Seeking to get as much out of life as you possibly can is one way of facing this:
- “Eat drink and be merry, for tomorrow we die” is a very old but still used approach.
- Others are fiercely productive, fulfilling bucket lists of what they want to do while they can.
- Some try to leave lasting memories for their families — words and gifts for them to open on future birthdays and other anniversaries.
Alternatively, the hospice movement seeks to bring calm instead of frenetic activity before the inevitable.
We’re all different, but I don’t believe that death is the end.
I understand that; death is no friend. It’s frightening in its apparent bleakness, darkness, and loneliness. Why would we want to look at it if we could push it to the margins and ignore it? But, it is surely worthy of deliberate thought.
Some people with terminal cancer try to think about dying. They write blogs to try to make sense of what they are facing.
Is this the end for me? Does everything stop now? Is the life that I’ve lived of any significance? These are hard thoughts.
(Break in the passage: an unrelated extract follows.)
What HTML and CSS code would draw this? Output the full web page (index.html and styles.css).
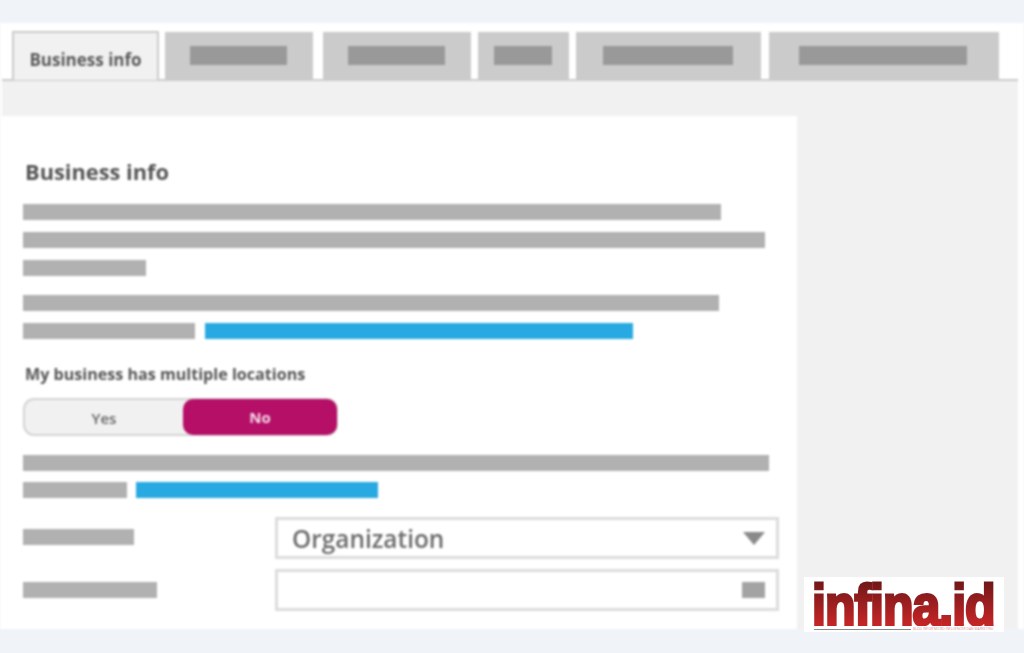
FILE: index.html
```html
<!DOCTYPE html>
<html lang="en">
<head>
<meta charset="utf-8">
<title>Business info</title>
<link rel="stylesheet" href="styles.css">
</head>
<body>
<main class="frame">
  <nav class="tabs">
    <div class="tab tab-active">Business info</div>
    <div class="tab t1"><span class="tab-bar"></span></div>
    <div class="tab t2"><span class="tab-bar"></span></div>
    <div class="tab t3"><span class="tab-bar"></span></div>
    <div class="tab t4"><span class="tab-bar"></span></div>
    <div class="tab t5"><span class="tab-bar"></span></div>
  </nav>
  <section class="panel">
    <div class="card">
      <h1 class="title">Business info</h1>
      <div class="bar b1"></div>
      <div class="bar b2"></div>
      <div class="bar b3"></div>
      <div class="bar b4"></div>
      <div class="line l1"><div class="bar b5"></div><div class="link k1"></div></div>
      <p class="label">My business has multiple locations</p>
      <div class="toggle"><span class="opt-yes">Yes</span><span class="opt-no">No</span></div>
      <div class="bar b6"></div>
      <div class="line l2"><div class="bar b7"></div><div class="link k2"></div></div>
      <div class="form-row r1">
        <div class="bar b8"></div>
        <div class="field">
          <span class="field-text">Organization</span>
          <svg class="caret" width="22" height="13" viewBox="0 0 22 13"><path d="M0 0H22L11 13Z" fill="#8a8a8a"/></svg>
        </div>
      </div>
      <div class="form-row r2">
        <div class="bar b9"></div>
        <div class="field"><span class="field-icon"></span></div>
      </div>
    </div>
  </section>
</main>
<footer class="bottom"></footer>
<div class="logo">
  <span class="logo-name">infina.id</span>
  <div class="logo-sub"><span class="logo-rule"></span><span class="logo-tag">BLOG INFOR MICRO INFLUENCER DAN MARKETING</span></div>
</div>
</body>
</html>
```
FILE: styles.css
```css
* { box-sizing: border-box; }
html, body { margin: 0; height: 653px; overflow: hidden; }
body { position: relative; background: #f0f4f8; padding-top: 23px; font-family: "Open Sans", "Noto Sans", sans-serif; color: #5c5c5c; }
.frame { height: 606px; background: #fff; padding-top: 8px; filter: blur(0.8px); }
.tabs { display: flex; align-items: flex-start; height: 48px; padding-left: 12px; }
.tab { height: 47px; margin-top: 1px; background: #cbcbcb; display: flex; justify-content: center; padding: 14px 2px 0 0; flex: none; }
.tab-bar { display: block; height: 19px; background: #999; }
.tab-active { width: 147px; height: 49px; margin-top: 0; padding: 15px 0 0; position: relative; z-index: 1; background: #f1f1f1; border: 2px solid #cbcbcb; border-bottom: 0; font-size: 17px; font-weight: 700; line-height: 24px; color: #5a5a5a; }
.t1 { width: 148px; margin-left: 6px; } .t1 .tab-bar { width: 97px; }
.t2 { width: 148px; margin-left: 10px; } .t2 .tab-bar { width: 97px; }
.t3 { width: 91px; margin-left: 7px; } .t3 .tab-bar { width: 58px; }
.t4 { width: 185px; margin-left: 7px; } .t4 .tab-bar { width: 130px; }
.t5 { width: 230px; margin-left: 8px; } .t5 .tab-bar { width: 168px; }
.panel { width: 1016px; height: 550px; margin-left: 2px; background: #f1f1f1; border-top: 2px solid #cbcbcb; padding-top: 35px; }
.card { width: 795px; height: 513px; background: #fff; padding: 41px 0 0 21px; }
.title { margin: 0; font-size: 21.8px; line-height: 30px; font-weight: 700; padding-left: 2px; color: #555; }
.bar { height: 16px; background: #b1b1b1; flex: none; }
.link { height: 16px; background: #29a9e1; flex: none; }
.b1 { width: 698px; margin-top: 17px; }
.b2 { width: 742px; margin-top: 12px; }
.b3 { width: 123px; margin-top: 12px; }
.b4 { width: 696px; margin-top: 19px; }
.line { display: flex; }
.l1 { margin-top: 12px; gap: 10px; }
.b5 { width: 172px; }
.k1 { width: 428px; }
.label { margin: 24px 0 0; padding-left: 2px; font-size: 16.1px; line-height: 22px; font-weight: 700; color: #555; }
.toggle { width: 315px; height: 38px; margin-top: 13px; border: 2px solid #d4d4d4; border-radius: 11px; background: #f1f1f1; display: flex; font-size: 15px; font-weight: 600; }
.opt-yes { width: 158px; display: flex; align-items: center; justify-content: center; padding-top: 1px; color: #666; }
.opt-no { flex: 1; margin: -1px -1px 0 0; height: 36px; background: #b50f67; color: #f3dbe8; border-radius: 10px; display: flex; align-items: center; justify-content: center; font-weight: 700; }
.b6 { width: 746px; margin-top: 19px; }
.l2 { margin-top: 11px; gap: 9px; }
.b7 { width: 104px; }
.k2 { width: 242px; }
.form-row { display: flex; align-items: center; height: 42px; }
.r1 { margin-top: 19px; }
.r2 { margin-top: 10px; }
.b8 { width: 111px; margin-bottom: 3px; }
.b9 { width: 134px; }
.r1 .field { margin-left: 141px; }
.r2 .field { margin-left: 118px; }
.field { width: 504px; height: 42px; border: 3px solid #dcdcdc; display: flex; align-items: center; justify-content: space-between; padding: 0 11px 0 14px; }
.field-text { font-size: 24.4px; line-height: 34px; font-weight: 600; color: #6b6b6b; padding-top: 1px; }
.field-icon { width: 23px; height: 16px; background: #a3a3a3; margin-left: auto; }
.caret { flex: none; }
.bottom { height: 24px; }
.logo { position: absolute; left: 804px; top: 577px; width: 200px; height: 55px; background: #fff; padding: 3px 0 0 8px; }
.logo-name { display: block; height: 46px; font-family: "Liberation Sans", sans-serif; font-weight: 700; font-size: 50px; line-height: 57px; letter-spacing: -1px; white-space: nowrap; background: linear-gradient(#711718 17%, #c22526 95%); -webkit-background-clip: text; background-clip: text; color: transparent; -webkit-text-stroke: 2.6px transparent; transform: scaleY(1.15); transform-origin: bottom; }
.logo-sub { display: flex; align-items: center; gap: 2px; padding-left: 2px; }
.logo-rule { width: 97px; height: 1px; background: #8a8a8a; flex: none; }
.logo-tag { font-size: 3.4px; line-height: 6px; color: #dd8f8f; white-space: nowrap; }
```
We’re all different, but, personally, I don’t believe that death is the end.
Many can testify to a sense of ‘eternity’ hard-wired into us, and my Christian faith, as taught in the Bible and expressed in the person of Jesus Christ, has helped me through this tough period.
He has been on the path to death that I might need to be treading soon but emerged from that into a new life.
This has been the surest and most constant help for me in these challenging days.